The former qualifies the obviousness by explicitly centering it on the speaker’s own epistemic status. The latter doesn’t. To deny the former isn’t so much of a challenge: it’s obvious to you, but not to me? No problem. But to deny the latter is, in a sense, to challenge whoever made the claim. There’s a sort of public epistemic quality to the latter remark. It represents a subtle exhortation to comply with the speaker.

This lack of specificity appears in BB’s title, and it also emerges in the post itself. BB’s objection begins by pointing to Parfit’s Future Tuesday cases. We are given the following quote:

“A certain hedonist cares greatly about the quality of his future experiences. With one exception, he cares equally about all the parts of his future. The exception is that he has Future-Tuesday-Indifference. Throughout every Tuesday he cares in the normal way about what is happening to him. But he never cares about possible pains or pleasures on a future Tuesday... This indifference is a bare fact. When he is planning his future, it is simply true that he always prefers the prospect of great suffering on a Tuesday to the mildest pain on any other day.”

BB responds that:

It seems that, if this ‘certain hedonist’ were really fully rational, they would start caring about their pleasures and pains equally across days.

Here we have the unqualified use of “it seems.” Philosophers routinely do this, and BB continues in the bad habit of doing the same.
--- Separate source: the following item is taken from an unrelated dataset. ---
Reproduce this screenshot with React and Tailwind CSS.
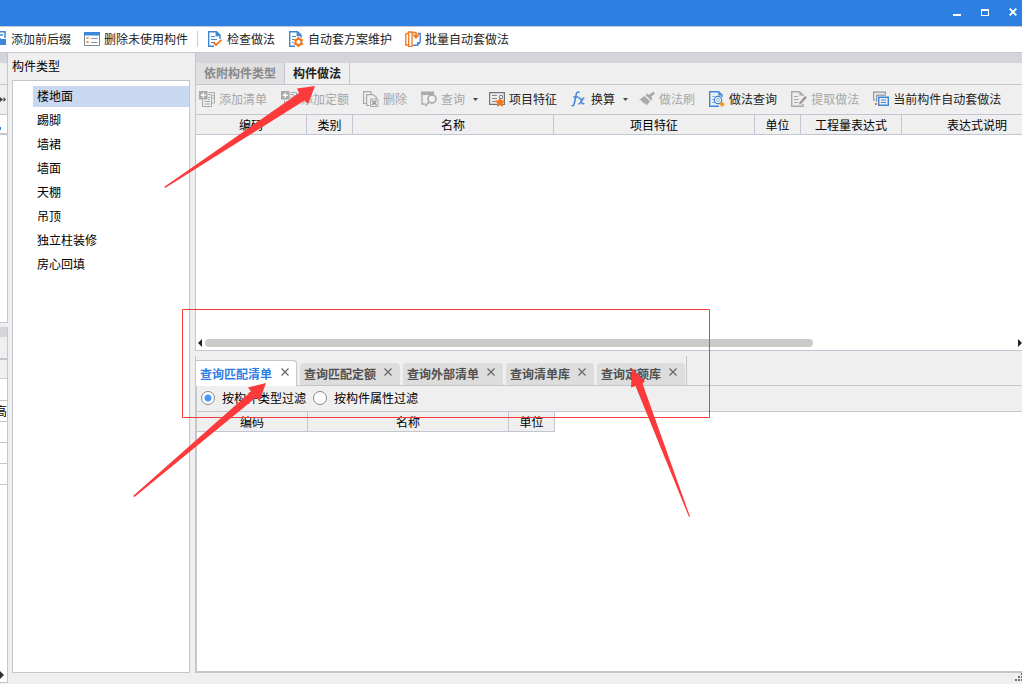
import React, { useState } from "react";

const BLUE = "#3f87d6";
const ORANGE = "#f0761f";
const GRAY = "#a9a9a9";

function Icon({ children, className = "" }) {
  return (
    <svg className={`h-4 w-4 shrink-0 ${className}`} viewBox="0 0 16 16" fill="none" aria-hidden="true">
      {children}
    </svg>
  );
}

function PageOutline({ color }) {
  return (
    <g stroke={color} strokeWidth="1.4">
      <path d="M13 8V4L9.500 .7H1.700V15.300H7" />
      <path d="M9.300 1V4.500H13" fill={color} />
      <path d="M4 5.500H8M4 8.500H10M4 11.500H8" strokeWidth="1" />
    </g>
  );
}

const PrefixIcon = () => (
  <Icon>
    <path d="M4 .7H14V7M4 4H12M4 8H10" stroke={BLUE} strokeWidth="1.500" />
    <path d="M8 8H15V14H8Z" fill={BLUE} />
    <path d="M2 13H6" stroke={BLUE} strokeWidth="1.500" />
  </Icon>
);

const UnusedIcon = () => (
  <Icon>
    <path d="M.5 1.500H15.500V14.500H.5Z" stroke="#7d8a99" fill="#fff" />
    <path d="M0 1H16V4.500H0Z" fill={BLUE} />
    <path d="M2.500 6l2 2m0-2l-2 2M2.500 10l2 2m0-2l-2 2" stroke={ORANGE} />
    <path d="M7 7.500H13.500M7 11.500H13.500" stroke="#8b95a1" />
  </Icon>
);

const CheckIcon = () => (
  <Icon>
    <PageOutline color={BLUE} />
    <path d="M6.500 11.500L9 14L14.500 8.800" stroke={ORANGE} strokeWidth="1.800" />
  </Icon>
);

const GearIcon = () => (
  <Icon>
    <PageOutline color={BLUE} />
    <circle cx="10.500" cy="11" r="5" fill="#fff" />
    <circle cx="10.500" cy="11" r="3" stroke={ORANGE} strokeWidth="1.900" />
    <path d="M10.500 6V8M10.500 14V16M6.200 8.500L8 9.500M13 12.500L14.800 13.500M6.200 13.500L8 12.500M13 9.500L14.800 8.500" stroke={ORANGE} strokeWidth="1.900" />
  </Icon>
);

const BatchIcon = () => (
  <Icon>
    <path d="M.8 2.500H4M.8 2.500V14H3M3.700 1H7V15.300H3.700Z" stroke={ORANGE} strokeWidth="1.300" />
    <path d="M12.500 2.500H15.200V11L12.500 14.200H8" stroke={BLUE} strokeWidth="1.400" />
    <path d="M7 1.500H11V6M8.200 3.500L11 6.800L13.800 3.500" stroke={ORANGE} strokeWidth="1.500" />
    <path d="M12 14V11H15Z" fill={BLUE} />
  </Icon>
);

const AddIcon = () => (
  <Icon>
    <path d="M9.500 1.500H15.500V12H13" stroke={GRAY} />
    <path d="M3.500 9V15.500H12.500V3.500H9" stroke={GRAY} />
    <path d="M9 6.500H11M9 8.500H11M5.500 10.500H11M5.500 13H11M13.500 4.500H15M13.500 7H15" stroke={GRAY} />
    <path d="M0 0H8.500V8.500H0Z" fill={GRAY} />
    <path d="M4.250 1.800V6.800M1.800 4.250H6.800" stroke="#fff" strokeWidth="1.400" />
  </Icon>
);

const DeleteIcon = () => (
  <Icon>
    <path d="M3 12.500H.6V.6H8V3" stroke={GRAY} strokeWidth="1.200" />
    <path d="M10.500 3.600H3.600V14.500H6.500M10.500 3.600L13.500 6.500V8" stroke={GRAY} strokeWidth="1.200" />
    <path d="M7.500 8H15V15.500H7.500Z" fill="#efefef" stroke={GRAY} />
    <path d="M9 9.500L13.500 14M13.500 9.500L9 14" stroke="#999" strokeWidth="1.700" />
  </Icon>
);

const QueryIcon = () => (
  <Icon>
    <path d="M0 .5H13V4H0Z" fill={GRAY} />
    <path d="M1 4V13H4" stroke={GRAY} strokeWidth="1.300" />
    <circle cx="11" cy="8" r="4" fill="#efefef" stroke={GRAY} strokeWidth="1.600" />
    <path d="M8 11L4.300 15" stroke={GRAY} strokeWidth="1.800" />
  </Icon>
);

const FeatureIcon = () => (
  <Icon>
    <path d="M.6 1.600H15.400V13.400H.6Z" stroke="#6d7680" strokeWidth="1.200" />
    <path d="M3 4.500H8M3 7.500H8M3 10.500H7M10.500 4.500H13.500V7.500H10.500Z" stroke="#7d8790" />
    <path d="M11 6.200L12.500 9.300L16 9.800L13.500 12.200L14 15.800L11 14.200L7.900 15.800L8.500 12.200L6 9.800L9.500 9.300Z" fill={ORANGE} />
  </Icon>
);

const FxIcon = () => (
  <Icon>
    <path d="M8.500 1.500C7 .2 5.600 1.400 5.200 3.300L3.300 12.500C2.900 14.500 1.500 15.200 .5 14.500M2.300 6H7.500" stroke={BLUE} strokeWidth="1.500" />
    <path d="M7.500 7.500C9 6.200 9.800 7.500 10.200 9.500C10.700 12.500 11.500 13.800 13.300 12.300M13.300 6.800C11.500 7 9.800 12.800 7.300 13" stroke={BLUE} strokeWidth="1.400" />
  </Icon>
);

const BrushIcon = () => (
  <Icon>
    <path d="M14.500 .6L16 2.300L12.300 6L13.600 8L12 9.500L6.500 4L8 2.500L10.200 3.800Z" fill="#aaa" />
    <path d="M5.500 5L11 10.500L7.500 14.500L6.500 12L5 13.500L4.500 11L2.500 11.500L3 9.500L0 9Z" fill="#aaa" />
  </Icon>
);

const SearchPageIcon = () => (
  <Icon>
    <path d="M13 6V4L9.500 .7H.7V15.300H10" stroke={BLUE} strokeWidth="1.400" />
    <path d="M9.300 1V4.500H13" fill={BLUE} />
    <path d="M3 5.500H6M3 8.500H5M3 11.500H6" stroke="#8fb5e2" />
    <circle cx="9" cy="9" r="3.700" fill="#efefef" stroke={BLUE} strokeWidth="1.200" />
    <circle cx="9" cy="9" r="1.500" stroke="#9abce4" />
    <path d="M12.800 10.500L16 13.200L13 16L10.300 13.200Z" fill="#f69a1c" />
  </Icon>
);

const ExtractIcon = () => (
  <Icon>
    <path d="M12 5V4L8.500 .7H.7V15.300H12V13" stroke={GRAY} strokeWidth="1.400" />
    <path d="M8.300 1V4.500H12" fill={GRAY} />
    <path d="M3 5.500H7M3 8.500H8M3 11.500H7" stroke={GRAY} />
    <path d="M14 4.500L16.200 6.700L10.200 13.200L7.700 14L8.200 11.200Z" fill="#999" stroke="#efefef" strokeWidth=".6" />
  </Icon>
);

const CurrentIcon = () => (
  <Icon>
    <path d="M2.500 9H.6V1.100H12.400V3" stroke="#8c969f" strokeWidth="1.200" />
    <path d="M3.600 11V4.100H13" stroke="#8c969f" strokeWidth="1.200" />
    <path d="M5.700 6.200H15.300V14.300H5.700Z" fill="#efefef" stroke={BLUE} strokeWidth="1.400" />
    <path d="M8 9H13M8 11.500H13" stroke={BLUE} strokeWidth="1.200" />
    <path d="M2 12H4V14H2Z" fill={ORANGE} />
  </Icon>
);

const topActions = [
  { label: "添加前后缀", icon: PrefixIcon },
  { label: "删除未使用构件", icon: UnusedIcon },
  { label: "检查做法", icon: CheckIcon, divided: true },
  { label: "自动套方案维护", icon: GearIcon },
  { label: "批量自动套做法", icon: BatchIcon },
];

const methodActions = [
  { label: "添加清单", icon: AddIcon, disabled: true },
  { label: "添加定额", icon: AddIcon, disabled: true },
  { label: "删除", icon: DeleteIcon, disabled: true },
  { label: "查询", icon: QueryIcon, disabled: true, menu: true },
  { label: "项目特征", icon: FeatureIcon },
  { label: "换算", icon: FxIcon, menu: true },
  { label: "做法刷", icon: BrushIcon, disabled: true },
  { label: "做法查询", icon: SearchPageIcon },
  { label: "提取做法", icon: ExtractIcon, disabled: true },
  { label: "当前构件自动套做法", icon: CurrentIcon },
];

const componentTypes = ["楼地面", "踢脚", "墙裙", "墙面", "天棚", "吊顶", "独立柱装修", "房心回填"];
const queryTabs = ["查询匹配清单", "查询匹配定额", "查询外部清单", "查询清单库", "查询定额库"];

function TitleBar() {
  return (
    <header className="flex h-[27px] shrink-0 items-center justify-end border-b border-[#c3c8d2] bg-[#2d80e2] pb-0.5 text-white">
      <button aria-label="最小化" className="flex h-6 w-7 items-center justify-center">
        <svg className="h-2 w-2" viewBox="0 0 8 8"><path d="M0 6H8V8H0Z" fill="currentColor" /></svg>
      </button>
      <button aria-label="最大化" className="flex h-6 w-7 items-center justify-center">
        <svg className="h-2 w-2" viewBox="0 0 8 8"><path fillRule="evenodd" d="M0 1H8V8H0ZM1 3V7H7V3Z" fill="currentColor" /></svg>
      </button>
      <button aria-label="关闭" className="-mr-[5px] flex h-6 w-7 items-center justify-center">
        <svg className="h-2 w-2" viewBox="0 0 8 8"><path d="M.7 .7L7.300 7.300M7.300 .7L.7 7.300" stroke="currentColor" strokeWidth="1.900" /></svg>
      </button>
    </header>
  );
}

function TopToolbar() {
  return (
    <nav className="flex h-[26px] shrink-0 items-center overflow-hidden border-b border-[#c3c8d2] bg-white pb-px">
      <div className="-ml-[9px] flex items-center gap-[13px]">
        {topActions.map(({ label, icon: Glyph, divided }) => (
          <React.Fragment key={label}>
            {divided && <span className="-mx-1 h-4 w-px bg-[#cccccc]" />}
            <button className="flex shrink-0 items-center gap-1 whitespace-nowrap text-[#222]">
              <Glyph />
              {label}
            </button>
          </React.Fragment>
        ))}
      </div>
    </nav>
  );
}

function NeighbourPanels() {
  return (
    <div className="flex w-2 shrink-0 flex-col overflow-hidden">
      <section className="flex h-[270px] shrink-0 flex-col border-r border-b border-[#c3c6cc] bg-white">
        <div className="h-[10px] bg-[#d3d5da]" />
        <div className="h-[22px] border-b border-[#c3c6cc] bg-[#efefef]" />
        <div className="flex h-[30px] items-center border-b border-[#c3c6cc] bg-[#efefef]">
          <svg className="h-[5px] w-[6px]" viewBox="0 0 6 5"><path d="M0 0L3 2.500L0 5ZM3.500 0L6 2.500L3.500 5Z" fill="#444" /></svg>
        </div>
        <div className="flex h-5 items-center border-b-2 border-[#c3c6cc]">
          <span className="mt-2 h-[3px] w-px bg-[#2d80e2]" />
        </div>
      </section>
      <section className="mt-1 mb-px flex flex-1 flex-col border-r border-b border-[#c3c6cc] bg-white">
        <div className="h-[10px] bg-[#d3d5da]" />
        <div className="h-[23px] border-b-2 border-[#c3c6cc] bg-[#efefef]" />
        <div className="h-[19px] border-b border-[#d0d0d0] bg-[#efefef]" />
        <div className="h-[22px] border-b border-[#c3c6cc]" />
        <div className="flex h-[21px] items-center justify-end border-b border-[#c3c6cc]">高</div>
        <div className="h-[21px] border-b border-[#c3c6cc]" />
        <div className="h-[21px] border-b border-[#c3c6cc]" />
        <div className="h-[21px] border-b border-[#c3c6cc]" />
        <div className="flex flex-1 items-end pb-[3px]">
          <svg className="h-2 w-1" viewBox="0 0 4 8"><path d="M0 0L4 4L0 8Z" fill="#333" /></svg>
        </div>
      </section>
    </div>
  );
}

function TypeSidebar() {
  const [selected, setSelected] = useState(0);
  return (
    <aside className="ml-1 flex w-[178px] shrink-0 flex-col pb-[11px]">
      <h2 className="flex h-[27px] items-center pb-0.5">构件类型</h2>
      <ul className="flex flex-1 flex-col gap-[3px] border border-[#c3c6cc] bg-white pt-[5px] pl-5">
        {componentTypes.map((name, i) => (
          <li key={name} className="flex">
            <button
              onClick={() => setSelected(i)}
              className={`h-[21px] flex-1 pb-0.5 pl-1 text-left ${i === selected ? "bg-[#c8d8f0]" : ""}`}
            >
              {name}
            </button>
          </li>
        ))}
      </ul>
    </aside>
  );
}

function MethodToolbar() {
  return (
    <div className="flex h-[30px] shrink-0 items-center gap-[14px] border-b border-[#c3c6d2] pb-0.5 pl-[3px]">
      {methodActions.map(({ label, icon: Glyph, disabled, menu }) => (
        <button
          key={label}
          disabled={disabled}
          className={`flex shrink-0 items-center gap-1 whitespace-nowrap ${disabled ? "text-[#a6a6a6]" : "text-[#222]"}`}
        >
          <Glyph />
          {label}
          {menu && (
            <svg className="h-3 w-[6px]" viewBox="0 0 6 12" overflow="visible">
              <path d="M4 5H9L6.500 8Z" fill="#444" />
            </svg>
          )}
        </button>
      ))}
    </div>
  );
}

function HeaderCell({ children }) {
  return <th className="h-[20px] border-r border-b border-[#c3c6d2] bg-[#efefef] p-0 text-center font-normal">{children}</th>;
}

function MethodPane() {
  return (
    <section className="flex h-[298px] shrink-0 flex-col overflow-hidden border-b border-l border-[#c3c6d2]">
      <div className="h-[10px] shrink-0 bg-[#d3d5da]" />
      <div role="tablist" className="flex h-[22px] shrink-0 border-b border-[#c3c6d2] font-bold">
        <button role="tab" aria-selected="false" className="border-r border-[#c3c6d2] bg-[#e0e0e0] px-2 pb-0.5 text-[#888]">
          依附构件类型
        </button>
        <button role="tab" aria-selected="true" className="border-r border-[#c3c6d2] px-2 pb-0.5 text-[#222]">
          构件做法
        </button>
      </div>
      <MethodToolbar />
      <div className="flex-1 overflow-hidden bg-white">
        <table className="w-[857px] table-fixed border-separate border-spacing-0">
          <colgroup>
            <col className="w-[111px]" />
            <col className="w-[46px]" />
            <col className="w-[201px]" />
            <col className="w-[201px]" />
            <col className="w-[46px]" />
            <col className="w-[101px]" />
            <col className="w-[151px]" />
          </colgroup>
          <thead>
            <tr>
              {["编码", "类别", "名称", "项目特征", "单位", "工程量表达式", "表达式说明"].map((h) => (
                <HeaderCell key={h}>{h}</HeaderCell>
              ))}
            </tr>
          </thead>
        </table>
      </div>
      <div className="flex h-[15px] shrink-0 items-center gap-[3px] bg-white pl-0.5">
        <svg className="h-2 w-1 shrink-0" viewBox="0 0 4 8"><path d="M4 0V8L0 4Z" fill="#222" /></svg>
        <div className="flex-1">
          <div className="h-2 w-3/4 rounded-full bg-[#cbcbcb]" />
        </div>
        <svg className="h-2 w-1 shrink-0" viewBox="0 0 4 8"><path d="M0 0L4 4L0 8Z" fill="#222" /></svg>
      </div>
    </section>
  );
}

function QueryTab({ label, active, onSelect }) {
  return (
    <div
      className={
        active
          ? "-mb-px flex h-[26px] items-center gap-[9px] rounded-tr border-t border-r border-[#c3c6cc] bg-white pr-[7px] pl-1 text-[#2d80e2]"
          : "flex h-[22px] items-center gap-2 rounded-t bg-[#dddddd] pr-[8px] pl-1 text-[#505050]"
      }
    >
      <button role="tab" aria-selected={active} onClick={onSelect} className="font-bold whitespace-nowrap">
        {label}
      </button>
      <button aria-label={`关闭${label}`} className="mb-1">
        <svg className="h-2 w-2" viewBox="0 0 8 8"><path d="M.5 .5L7.500 7.500M7.500 .5L.5 7.500" stroke="#666" strokeWidth="1.200" /></svg>
      </button>
    </div>
  );
}

function QueryPane() {
  const [tab, setTab] = useState(0);
  return (
    <section className="flex flex-1 flex-col pt-[5px]">
      <div className="flex h-[30px] shrink-0 border-b border-[#c3c6cc]">
        <div role="tablist" className="flex h-[30px] items-end gap-[3px] border-r border-l border-[#c3c6cc] pr-px pb-px">
          {queryTabs.map((t, i) => (
            <QueryTab key={t} label={t} active={i === tab} onSelect={() => setTab(i)} />
          ))}
        </div>
      </div>
      <div className="flex flex-1 flex-col border-b-2 border-l-2 border-[#c3c6cc] bg-white">
        <div className="flex h-[26px] shrink-0 items-center gap-[7px] border-b border-[#c3c6cc] bg-[#efefef] pb-px pl-1">
          {["按构件类型过滤", "按构件属性过滤"].map((label, i) => (
            <label key={label} className="flex items-center gap-[7px]">
              <input
                type="radio"
                name="filter"
                defaultChecked={i === 0}
                className="h-[14px] w-[14px] appearance-none rounded-full border border-[#888] bg-white checked:bg-[radial-gradient(circle,#4a98f7_0_3px,#fff_4px)]"
              />
              {label}
            </label>
          ))}
        </div>
        <table className="w-[358px] table-fixed border-separate border-spacing-0">
          <colgroup>
            <col className="w-[111px]" />
            <col className="w-[201px]" />
            <col className="w-[46px]" />
          </colgroup>
          <thead>
            <tr>
              {["编码", "名称", "单位"].map((h) => (
                <HeaderCell key={h}>{h}</HeaderCell>
              ))}
            </tr>
          </thead>
        </table>
      </div>
      <div className="flex h-[11px] shrink-0 justify-end">
        <svg className="h-[9px] w-[7px]" viewBox="0 0 7 9">
          <path d="M6 0H8V2H6ZM3 3H5V5H3ZM6 3H8V5H6ZM0 6H2V8H0ZM3 6H5V8H3ZM6 6H8V8H6Z" fill="#6d7078" />
        </svg>
      </div>
    </section>
  );
}

function Annotations() {
  return (
    <svg className="pointer-events-none absolute top-0 left-0 h-[684px] w-[1022px]" viewBox="0 0 1022 684" aria-hidden="true">
      <path d="M182.500 309.500H709.500V417.500H182.500Z" fill="none" stroke="#f93a3a" />
      <g fill="#fb3b3b">
        <path d="M315 86L297 88.500L299 93L164 187L165.500 187.800L304.500 100.500L308 104Z" />
        <path d="M266 383L248 387.500L251 391.500L133 496L134.500 497L256 397.500L259.500 401Z" />
        <path d="M632 368.500L631 387.500L635.500 386L689 517L690 516.500L642.500 383.500L645 381Z" />
      </g>
    </svg>
  );
}

export default function App() {
  return (
    <div className="relative flex min-h-screen flex-col overflow-hidden bg-[#efefef] font-['Noto_Sans_CJK_SC',sans-serif] text-[12px] leading-4 text-black">
      <TitleBar />
      <TopToolbar />
      <div className="flex flex-1">
        <NeighbourPanels />
        <TypeSidebar />
        <main className="ml-[5px] flex min-w-0 flex-1 flex-col">
          <MethodPane />
          <QueryPane />
        </main>
      </div>
      <Annotations />
    </div>
  );
}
Philosophers will say things like:

It’s obvious that
It seems that
We think that
It appears that

…without qualification. It’s obvious to who? It seems a certain way to who? Who is “we”? Who does it appear a certain way to? Why not be specific?

This unqualified language gives the impression that the speaker thinks that what’s obvious to them, or how things seem, or how things appear, is the same for everyone, or at least everyone who isn’t an idiot, and you’re not an idiot, are you? The repeated use of this language has, I suspect, the practical consequence of a constant psychological pressure to conform to the author’s way of seeing the world. If the author surrounds such remarks with reasonable points, flatters the reader’s ego, or otherwise greases the persuasive wheels, they can manage to soften the blow. I worry, in short, that unqualified invocations of how things seem or what’s obvious serve as a kind of psychological manipulation that draws readers in, even if it’s entirely unintentional. Philosophers should be more mindful of this possibility, and, once again, this reflects a way in which psychology could be relevant to philosophy, in this case by being relevant to metaphilosophical features of the way philosophers discuss philosophy.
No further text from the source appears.